Scotty Steven wrote:

The integer would strictly be used to record the number of times the string appears.

Thanks



So that means the String's' can repeat and the tree can hold duplicates. You have not specified how you would handle inserts/updates/deletes of duplicate nodes. Does an equal node traverse the right subtree or does it traverse the left subtree of this node? How does a delete operation correct the count value in the affected nodes ( i.e for cases when you have count > 1 ). What is your algorithm ( let us know in plain text ) going to be?

Scotty Steven wrote:

Any suggestions on how to do this, or do you know of code that already exist similar to what I'm looking to do that cam be studied?

Thanks



What have you tried? Plus I think we require more details about your problem statement and we need to know your algorithm. Implementation comes much later.

Chan.



+Pie Number of slices to send: Send
 

Chan wrote:

You mean a 'String'? Remember Java is case-sensitive.



Yes, I mean 'String'. I understand that Java is case-sensitive. The sentence I wrote was not in code, so I sometime fall back to my default English language which is also case-sensitive.

Chan wrote:

So that means the String's' can repeat and the tree can hold duplicates. You have not specified how you would handle inserts/updates/deletes of duplicate nodes.



No. I guess I wasn't clear enough when I said "The integer would strictly be used to record the number of times the string appears." If a duplicate String appears, instead of inserting the String that already exists, the count integer would advance one. So, the first time the word "programming" appears, it is inserted into the tree along with an integer which would hold the starting value of 1. The next time the word "programming" appears, when the search algorithm finds the duplication, it would trigger the count integer to advance to 2 and would not insert the duplicate into the tree. The compared Strings would be setup to not be case-sensitive.

Chan wrote:

Does an equal node traverse the right subtree or does it traverse the left subtree of this node? What is your algorithm ( let us know in plain text ) going to be?

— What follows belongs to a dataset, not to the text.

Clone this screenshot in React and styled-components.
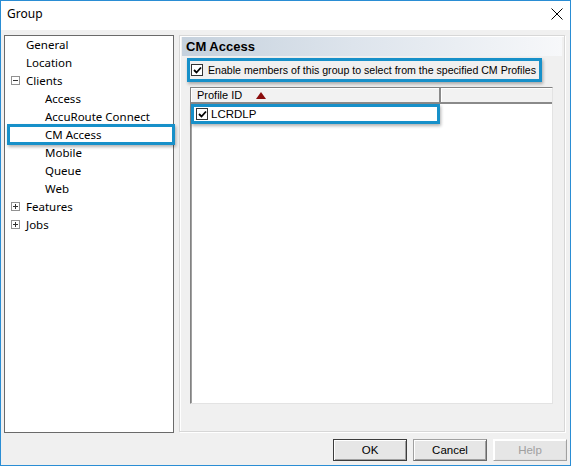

Let's go with if greater than, go right. If lesser than, go left.

How does a delete operation correct the count value in the affected nodes ( i.e for cases when you have count > 1 ).



Fair enough. In this project, it will be insert only. This is strictly to keep track of the number of times a String appears in a text file that will be read by the program. No deletions will occur. However, I think a re-balancing of the tree should occur after a couple of insertions.

Scotty Steven wrote:


Any suggestions on how to do this, or do you know of code that already exist similar to what I'm looking to do that cam be studied?

Thanks

Chan wrote:

What have you tried? Plus I think we require more details about your problem statement and we need to know your algorithm. Implementation comes much later.

Chan

.

I haven't coded anything yet. I am trying to figure out how to make this work and looking for a starting point. I know how I'd like it to work, but can not quite figure out how to begin. As such, I decided to request help from people more knowledgeable then myself on the subject. I thought someone could point me towards my goal, or perhaps knew of existing code that I could use as a starting point, but would require reworking it to make it fit.
+Pie Number of slices to send: Send
 

Scotty Steven wrote:

Chan wrote:

So that means the String's' can repeat and the tree can hold duplicates. You have not specified how you would handle inserts/updates/deletes of duplicate nodes.



No. I guess I wasn't clear enough when I said "The integer would strictly be used to record the number of times the string appears." If a duplicate String appears, instead of inserting the String that already exists, the count integer would advance one. So, the first time the word "programming" appears, it is inserted into the tree along with an integer which would hold the starting value of 1. The next time the word "programming" appears, when the search algorithm finds the duplication, it would trigger the count integer to advance to 2 and would not insert the duplicate into the tree. The compared Strings would be setup to not be case-sensitive.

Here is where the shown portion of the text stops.